Don Bosco stesso fu un grande fundraiser. Oggi quali sono “i segreti” per svolgere con successo questa missione?

Raccogliere fondi per sostenere le opere salesiane in terra di missione è dare una mano alla Provvidenza affinché la cura di Dio per l’umanità trovi concretezza. Più che di “segreti” io parlerei di “atteggiamenti” da curare e vivere ogni giorno nell’incontro con l’altro, sia esso il missionario o il benefattore.

Anzitutto bisogna essere umili e riconoscere che quello che stai facendo è opera di Dio. Poi è importante essere sinceri e trasparenti, presentando i reali bisogni dei più poveri, e non quello che a te fa più piacere. Infine essere riconoscenti per tutto l’aiuto ricevuto gratuitamente da tanti benefattori e che sei chiamato ad amministrare, in pieno accordo con i Superiori della Congregazione salesiana, affinché sia distribuito e condiviso con i più bisognosi.

Quanto è importante il ruolo dei laici nel settore della raccolta fondi?

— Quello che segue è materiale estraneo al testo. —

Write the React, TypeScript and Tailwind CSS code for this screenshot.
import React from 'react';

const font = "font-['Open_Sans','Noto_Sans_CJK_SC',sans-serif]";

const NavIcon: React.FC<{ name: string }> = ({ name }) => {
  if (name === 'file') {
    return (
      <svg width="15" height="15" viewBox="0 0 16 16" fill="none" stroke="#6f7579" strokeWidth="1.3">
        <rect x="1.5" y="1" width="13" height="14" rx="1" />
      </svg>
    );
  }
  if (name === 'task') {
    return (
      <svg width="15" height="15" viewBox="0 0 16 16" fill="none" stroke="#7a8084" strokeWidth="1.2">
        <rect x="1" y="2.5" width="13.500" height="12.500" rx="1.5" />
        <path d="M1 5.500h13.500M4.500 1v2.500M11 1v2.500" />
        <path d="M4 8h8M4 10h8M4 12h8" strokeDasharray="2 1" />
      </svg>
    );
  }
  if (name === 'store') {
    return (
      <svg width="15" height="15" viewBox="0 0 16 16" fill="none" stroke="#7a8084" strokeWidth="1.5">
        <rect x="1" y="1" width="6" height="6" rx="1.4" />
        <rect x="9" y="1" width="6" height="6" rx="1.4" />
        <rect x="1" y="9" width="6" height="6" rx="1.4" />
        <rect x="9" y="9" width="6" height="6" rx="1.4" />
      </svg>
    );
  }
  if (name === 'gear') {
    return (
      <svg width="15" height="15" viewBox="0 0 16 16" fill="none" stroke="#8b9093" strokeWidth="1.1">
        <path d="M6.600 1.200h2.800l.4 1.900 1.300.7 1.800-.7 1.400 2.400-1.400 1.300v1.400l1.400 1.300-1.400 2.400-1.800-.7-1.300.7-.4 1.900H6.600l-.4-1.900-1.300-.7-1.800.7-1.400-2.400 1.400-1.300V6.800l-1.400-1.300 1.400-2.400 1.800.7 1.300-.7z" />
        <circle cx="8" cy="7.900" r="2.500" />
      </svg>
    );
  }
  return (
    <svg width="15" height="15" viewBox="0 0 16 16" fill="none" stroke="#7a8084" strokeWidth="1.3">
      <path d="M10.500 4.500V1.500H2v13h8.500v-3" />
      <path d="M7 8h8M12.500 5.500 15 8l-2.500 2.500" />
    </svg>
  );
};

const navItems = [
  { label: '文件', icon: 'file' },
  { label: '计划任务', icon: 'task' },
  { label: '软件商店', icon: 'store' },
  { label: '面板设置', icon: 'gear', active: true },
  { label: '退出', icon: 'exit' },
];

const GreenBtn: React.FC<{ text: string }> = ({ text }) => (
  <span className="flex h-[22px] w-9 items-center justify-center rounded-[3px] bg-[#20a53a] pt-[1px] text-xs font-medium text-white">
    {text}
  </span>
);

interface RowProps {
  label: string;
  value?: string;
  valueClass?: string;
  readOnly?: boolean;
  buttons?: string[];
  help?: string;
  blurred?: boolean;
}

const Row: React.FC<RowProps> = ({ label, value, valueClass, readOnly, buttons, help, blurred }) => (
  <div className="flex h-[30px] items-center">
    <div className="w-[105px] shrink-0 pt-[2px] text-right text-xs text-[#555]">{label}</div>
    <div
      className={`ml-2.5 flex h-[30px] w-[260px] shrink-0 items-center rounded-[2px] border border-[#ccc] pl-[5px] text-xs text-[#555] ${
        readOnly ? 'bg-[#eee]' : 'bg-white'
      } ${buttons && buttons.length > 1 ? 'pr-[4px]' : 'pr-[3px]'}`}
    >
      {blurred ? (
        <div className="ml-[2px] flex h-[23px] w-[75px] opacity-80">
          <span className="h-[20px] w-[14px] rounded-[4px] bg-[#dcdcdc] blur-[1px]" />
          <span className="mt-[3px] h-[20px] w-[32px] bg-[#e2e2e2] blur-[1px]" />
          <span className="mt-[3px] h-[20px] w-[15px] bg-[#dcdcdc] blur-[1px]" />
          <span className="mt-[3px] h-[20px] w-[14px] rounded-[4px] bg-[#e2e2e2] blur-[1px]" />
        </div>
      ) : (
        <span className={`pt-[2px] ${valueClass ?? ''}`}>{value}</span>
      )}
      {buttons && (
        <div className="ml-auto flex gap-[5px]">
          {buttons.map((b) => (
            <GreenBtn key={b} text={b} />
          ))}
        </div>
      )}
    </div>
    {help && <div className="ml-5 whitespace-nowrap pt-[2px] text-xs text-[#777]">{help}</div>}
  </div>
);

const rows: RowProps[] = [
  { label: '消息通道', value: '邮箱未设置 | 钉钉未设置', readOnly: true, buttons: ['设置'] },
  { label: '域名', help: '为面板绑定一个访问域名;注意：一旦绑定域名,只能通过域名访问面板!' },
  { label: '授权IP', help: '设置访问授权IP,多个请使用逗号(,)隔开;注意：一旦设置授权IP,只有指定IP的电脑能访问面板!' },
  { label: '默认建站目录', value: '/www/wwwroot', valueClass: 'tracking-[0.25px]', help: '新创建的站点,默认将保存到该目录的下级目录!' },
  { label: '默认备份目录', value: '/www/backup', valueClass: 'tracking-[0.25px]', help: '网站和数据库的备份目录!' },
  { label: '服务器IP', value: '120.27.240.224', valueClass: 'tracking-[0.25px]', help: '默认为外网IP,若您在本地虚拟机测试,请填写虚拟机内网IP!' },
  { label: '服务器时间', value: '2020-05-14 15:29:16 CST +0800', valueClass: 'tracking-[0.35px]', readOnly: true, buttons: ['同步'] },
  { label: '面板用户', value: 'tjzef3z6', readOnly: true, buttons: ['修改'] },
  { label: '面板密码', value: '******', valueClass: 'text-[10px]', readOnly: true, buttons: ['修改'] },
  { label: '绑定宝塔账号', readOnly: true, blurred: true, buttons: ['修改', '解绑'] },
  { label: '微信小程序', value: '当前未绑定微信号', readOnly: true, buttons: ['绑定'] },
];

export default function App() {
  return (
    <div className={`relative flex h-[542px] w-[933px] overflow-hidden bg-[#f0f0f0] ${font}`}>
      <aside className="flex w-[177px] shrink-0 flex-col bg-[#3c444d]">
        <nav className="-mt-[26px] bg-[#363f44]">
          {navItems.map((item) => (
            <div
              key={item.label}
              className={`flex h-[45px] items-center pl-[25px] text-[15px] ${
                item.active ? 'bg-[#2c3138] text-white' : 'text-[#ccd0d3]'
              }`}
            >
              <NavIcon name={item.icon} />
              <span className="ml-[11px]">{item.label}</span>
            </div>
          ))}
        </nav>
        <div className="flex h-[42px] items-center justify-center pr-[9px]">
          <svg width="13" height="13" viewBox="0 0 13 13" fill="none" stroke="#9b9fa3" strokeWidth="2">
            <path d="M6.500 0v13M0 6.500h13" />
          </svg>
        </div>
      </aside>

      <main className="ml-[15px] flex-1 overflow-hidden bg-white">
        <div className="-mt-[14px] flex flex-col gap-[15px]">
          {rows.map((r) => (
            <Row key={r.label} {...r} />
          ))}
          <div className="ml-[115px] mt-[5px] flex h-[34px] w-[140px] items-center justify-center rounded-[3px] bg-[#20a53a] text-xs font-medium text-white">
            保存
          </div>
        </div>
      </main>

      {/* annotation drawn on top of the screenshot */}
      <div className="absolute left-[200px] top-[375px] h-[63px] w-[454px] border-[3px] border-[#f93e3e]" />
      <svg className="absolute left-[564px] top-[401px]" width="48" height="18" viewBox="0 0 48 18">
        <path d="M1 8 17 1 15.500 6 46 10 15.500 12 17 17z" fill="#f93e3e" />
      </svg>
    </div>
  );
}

E quanto è contato, d’altra parte, il suo essere consacrato e salesiano nella gestione di una realtà come MDB?

In Missioni Don Bosco opera una bella squadra di laici che credono molto nel servizio che portano avanti con dedizione e tanta competenza. Sono loro il motore dell’attività. Senza di loro non ci sarebbe la Procura Missionaria. Io, come salesiano consacrato, ho cercato di entrare in questa organizzazione ben collaudata con il compito di essere l’olio che lubrifica il motore. L’olio del motore non si nota e non si percepisce che c’è. Ma senza olio il motore si surriscalda e brucia in fretta.

Vivo questo avvicendamento fra me e il mio successore, don Daniel Antúnez, come un cambio dell’olio, il tagliando periodico per mantenere in buona salute la macchina della Procura Missionaria.

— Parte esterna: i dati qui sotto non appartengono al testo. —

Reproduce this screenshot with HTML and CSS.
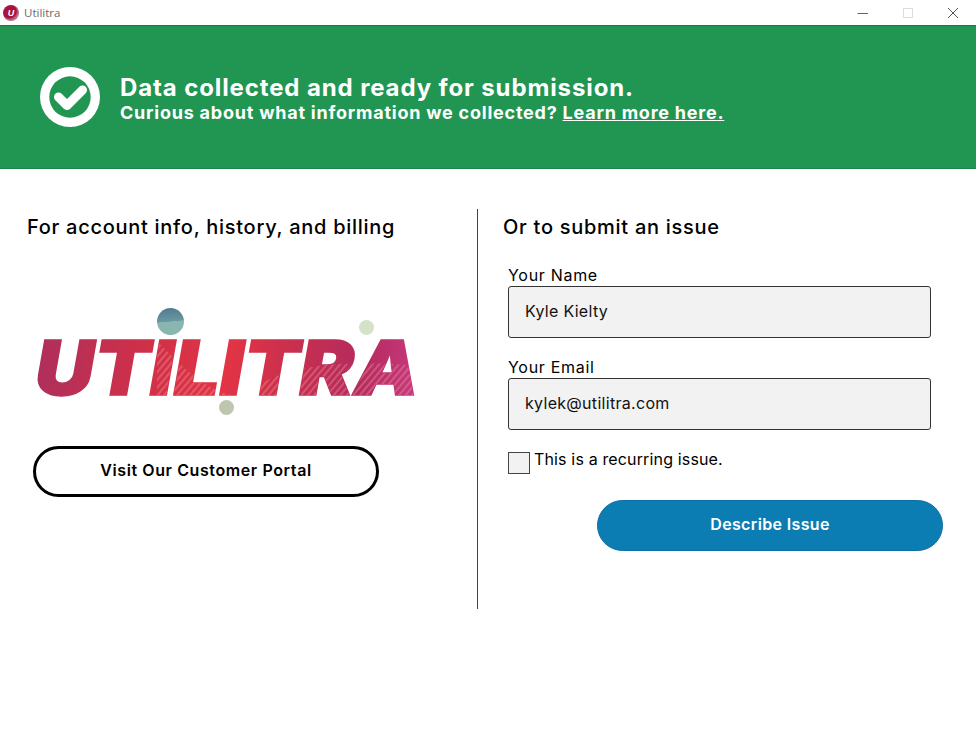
FILE: index.html
```html
<!DOCTYPE html>
<html lang="en">
<head>
<meta charset="utf-8">
<title>Utilitra</title>
<link rel="stylesheet" href="styles.css">
</head>
<body>
<div class="app">
  <header class="titlebar">
    <div class="app-id">
      <span class="app-icon"><span class="app-icon-letter">U</span></span>
      <span class="app-name">Utilitra</span>
    </div>
    <div class="win-controls">
      <svg class="win-btn" width="12" height="12" viewBox="0 0 12 12"><path d="M0.5 6.5h10.5" stroke="#666" fill="none"/></svg>
      <svg class="win-btn" width="12" height="12" viewBox="0 0 12 12"><rect x="1.5" y="1.5" width="9" height="9" stroke="#dcdcdc" fill="none"/></svg>
      <svg class="win-btn" width="12" height="12" viewBox="0 0 12 12"><path d="M1 1l10 10M11 1L1 11" stroke="#555" fill="none"/></svg>
    </div>
  </header>

  <section class="banner">
    <svg class="banner-icon" width="60" height="60" viewBox="0 0 60 60">
      <circle cx="30" cy="30" r="30" fill="#fff"/>
      <circle cx="30" cy="30" r="20.7" fill="#219653"/>
      <path d="M18.5 30l8.5 8.5 15.5-15.5" fill="none" stroke="#fff" stroke-width="9" stroke-linecap="round" stroke-linejoin="round"/>
    </svg>
    <div class="banner-text">
      <div class="banner-title">Data collected and ready for submission.</div>
      <div class="banner-sub">Curious about what information we collected? <a class="banner-link" href="#">Learn more here.</a></div>
    </div>
  </section>

  <main class="columns">
    <section class="col-left">
      <h2 class="heading">For account info, history, and billing</h2>
      <div class="logo">
        <svg class="logo-art" width="400" height="126" viewBox="0 0 400 126">
          <defs>
            <linearGradient id="logoFill" gradientUnits="userSpaceOnUse" x1="11" y1="33" x2="388" y2="88">
              <stop offset="0" stop-color="#ae2f5c"/>
              <stop offset="0.28" stop-color="#cf3049"/>
              <stop offset="0.5" stop-color="#e23444"/>
              <stop offset="0.68" stop-color="#c62f50"/>
              <stop offset="0.85" stop-color="#b52b5e"/>
              <stop offset="1" stop-color="#c73a80"/>
            </linearGradient>
            <pattern id="logoHatch" width="5" height="5" patternUnits="userSpaceOnUse" patternTransform="rotate(40)">
              <rect width="2" height="5" fill="#f7a0a0" opacity="0.35"/>
            </pattern>
            <clipPath id="logoClip">
              <use href="#logoWord"/>
            </clipPath>
          </defs>
          <text id="logoWord" class="logo-word" x="8" y="87" textLength="384" lengthAdjust="spacingAndGlyphs">UTILITRA</text>
          <path d="M130 33 C165 70 190 88 214 88 L130 88 Z M215 88 C250 60 300 50 392 58 L392 88 Z" fill="url(#logoHatch)" clip-path="url(#logoClip)"/>
        </svg>
        <span class="ball ball-blue"></span>
        <span class="ball ball-green"></span>
        <span class="ball ball-grey"></span>
      </div>
      <a class="portal-btn" href="#">Visit Our Customer Portal</a>
    </section>

    <section class="col-right">
      <h2 class="heading">Or to submit an issue</h2>
      <form class="form">
        <label class="field">
          <span class="field-label">Your Name</span>
          <input class="field-input" type="text" value="Kyle Kielty">
        </label>
        <label class="field">
          <span class="field-label">Your Email</span>
          <input class="field-input" type="text" value="kylek@utilitra.com">
        </label>
        <label class="check">
          <span class="check-box"></span>
          <span class="check-label">This is a recurring issue.</span>
        </label>
        <div class="actions">
          <button class="submit-btn" type="button">Describe Issue</button>
        </div>
      </form>
    </section>
  </main>
</div>
</body>
</html>
```
FILE: styles.css
```css
* { box-sizing: border-box; }
html, body { margin: 0; padding: 0; background: #fff; }
body { font-family: "Inter", "DejaVu Sans", sans-serif; color: #000; }
.app { width: 976px; height: 729px; overflow: hidden; display: flex; flex-direction: column; }

.titlebar { height: 25px; flex: none; display: flex; justify-content: space-between; align-items: center; padding-left: 3px; background: #fff; }
.app-id { display: flex; align-items: center; gap: 5px; }
.app-icon { width: 16px; height: 16px; border-radius: 50%; display: flex; align-items: center; justify-content: center; background: radial-gradient(circle at 40% 38%, #a8123f 0 48%, #b5657d 62%, #b9b9b9 100%); }
.app-icon-letter { font: italic 700 9px "Liberation Sans", sans-serif; color: #fff; }
.app-name { font: 11.5px "Open Sans", sans-serif; color: #6b6b6b; }
.win-controls { display: flex; gap: 33px; padding-right: 17px; }
.win-btn { display: block; }

.banner { height: 144px; flex: none; display: flex; align-items: center; gap: 20px; padding: 0 0 0 40px; background: #219653; border-top: 1px solid #187a42; border-bottom: 1px solid #1b8547; color: #fff; }
.banner-icon { flex: none; }
.banner-text { display: flex; flex-direction: column; margin-top: 4px; }
.banner-title { font-size: 24px; font-weight: 700; line-height: 27px; letter-spacing: 0.88px; }
.banner-sub { font-size: 18px; font-weight: 700; line-height: 23px; letter-spacing: 0.77px; }
.banner-link { color: #fff; text-decoration: underline; }

.columns { display: flex; padding-top: 40px; align-items: flex-start; }
.heading { margin: 0; font-size: 20px; font-weight: 550; line-height: 36px; letter-spacing: 0.72px; }

.col-left { width: 478px; height: 400px; padding-left: 27px; border-right: 1px solid #444; }
.logo { position: relative; width: 400px; height: 126px; margin-top: 63px; }
.logo-art { display: block; }
.logo-word { font-family: "Inter", "Liberation Sans", sans-serif; font-style: italic; font-weight: 900; font-size: 75px; fill: url(#logoFill); stroke: url(#logoFill); stroke-width: 1.5px; }
.ball { position: absolute; border-radius: 50%; }
.ball-blue { left: 130px; top: 0; width: 27px; height: 27px; background: linear-gradient(175deg, #4e7a90 0%, #6a97a1 49%, #8ab6b2 51%, #88b5ab 100%); }
.ball-green { left: 332px; top: 12px; width: 15px; height: 15px; background: #d3e2c9; }
.ball-grey { left: 192px; top: 92px; width: 15px; height: 15px; background: #bfc6b0; }

.portal-btn { display: flex; align-items: center; justify-content: center; width: 346px; height: 51px; margin: 12px 0 0 6px; padding-bottom: 3px; border: 3px solid #000; border-radius: 26px; background: #fff; color: #000; text-decoration: none; font-size: 16px; font-weight: 600; letter-spacing: 0.6px; }

.col-right { width: 498px; padding-left: 25px; }
.form { display: flex; flex-direction: column; padding-left: 5px; padding-top: 20px; }
.field { display: flex; flex-direction: column; margin-bottom: 19px; }
.field-label { font-size: 16px; line-height: 20px; letter-spacing: 0.7px; height: 21px; }
.field-input { width: 423px; height: 52px; padding: 0 16px 2px; border: 1px solid #333; border-radius: 3px; background: #f2f2f2; font: 16px "Inter", sans-serif; letter-spacing: 0.3px; color: #111; outline: none; }
.check { display: flex; align-items: flex-start; gap: 4px; }
.check-box { width: 22px; height: 22px; border: 1px solid #444; background: #f2f2f2; margin-top: 3px; }
.check-label { font-size: 16px; line-height: 20px; letter-spacing: 0.15px; }
.actions { display: flex; justify-content: flex-end; width: 435px; margin-top: 26px; }
.submit-btn { width: 346px; height: 51px; padding: 0 0 4px; border: 1px solid #0a6fa3; border-radius: 26px; background: #0c7db3; color: #fff; font: 600 16px "Inter", sans-serif; letter-spacing: 0.35px; }
```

Da quello che ha potuto vedere, la pandemia ha fiaccato o riacceso la generosità?

La pandemia da covid ci ha spaventati e provati molto, tutti: salesiani, giovani e benefattori, ma non ci ha travolti, anzi! La generosità non è venuta meno. Al contrario. Proprio perché abbiamo sperimentato in diversi modi la paura e l’impotenza di fronte a questa catastrofe, ci siamo sentiti più “umani” e solidali gli uni con gli altri. In particolare i nostri benefattori si sono fatti presenti in maniera forte e spesso commovente. Di questo dobbiamo rendere lode a Dio.

C’è qualche altro spunto che vuole condividere con i nostri lettori?

Desidero ringraziare. È molto più quello che ho ricevuto da questa esperienza di quello che ho potuto modestamente donare. E concludo usando le parole del nostro caro padre don Bosco: “Dio benedica e ricompensi tutti i nostri benefattori”.